Whilst working on my hand, I became aware of marks and a scar on my hand. On my left thumb, I have a mark of an operation after the tendon was cut off in an accident, whilst cleaning a mirror. I am so grateful for the recovery and subsequent good use I have had of my thumb since the accident.
I started on an appropriated drawing of Picasso’s painting of the little Infanta with charcoal and pastels. I want to develop this with the ideas of the dress and the female body in the work I currently do for my studies. ( Studio Practice, Part 3) I also consider the work of Rachel Baes in this work – the space in which the Infanta is placed as well as exploring ideas of Surrealism.
Words like doing and affecting were considered when making during this workshop, and this does not stop with my own making, but is about the influence and presence (virtual) of the rest of the participants and tutors. I would like to see less reasoning and intentionality in my own doing/making. Bennet talks about an “intricate dance” between humanity and non-humanity.
I was intrigued by all the work presented, how different it was, and the inspiration that was experienced during this making.
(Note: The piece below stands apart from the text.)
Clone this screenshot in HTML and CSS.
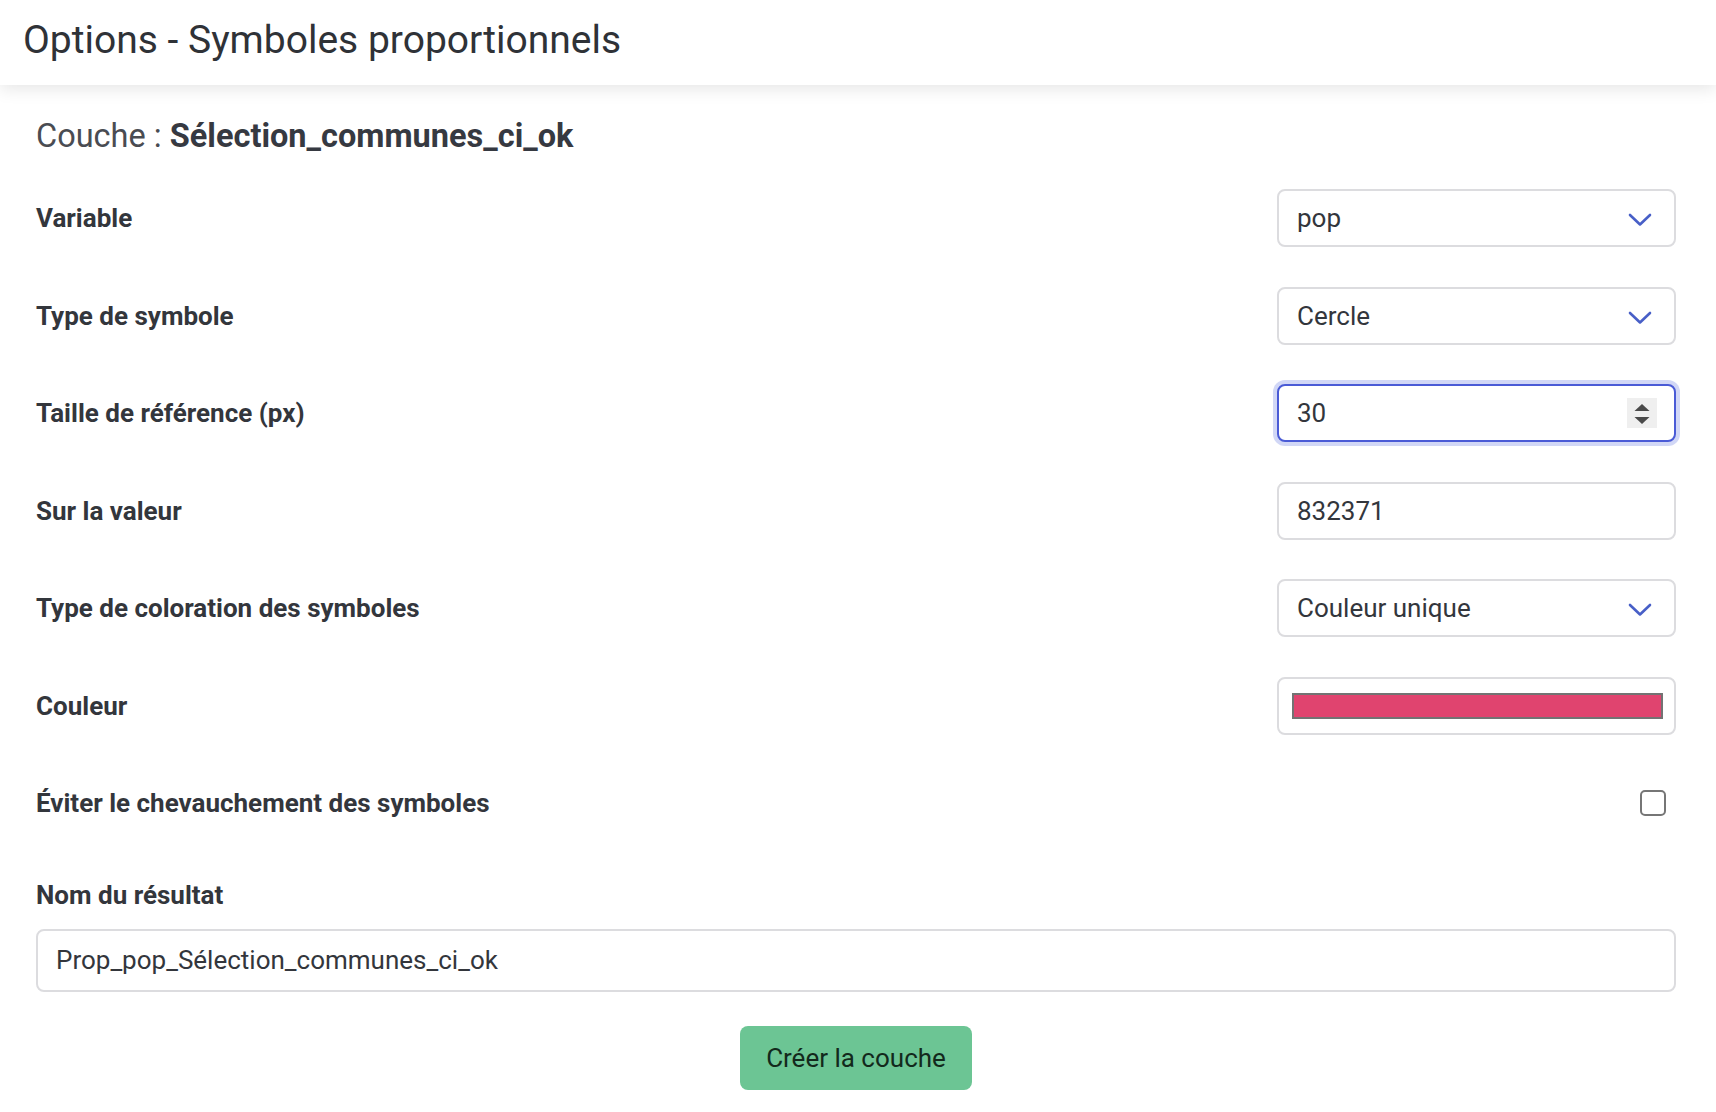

I reflect on how the conversation started with short descriptions by all participants of how their art-making is a process of using different materials like writing, illustration, their own body, photography, textile, painting, researching, drawing…… to become something expressive or works of art. I feel that the workshop provided me with a solid connection with materiality and an aesthetic experience – objects and things imaginary were being created, got a grasp on it, or glimpsed at it.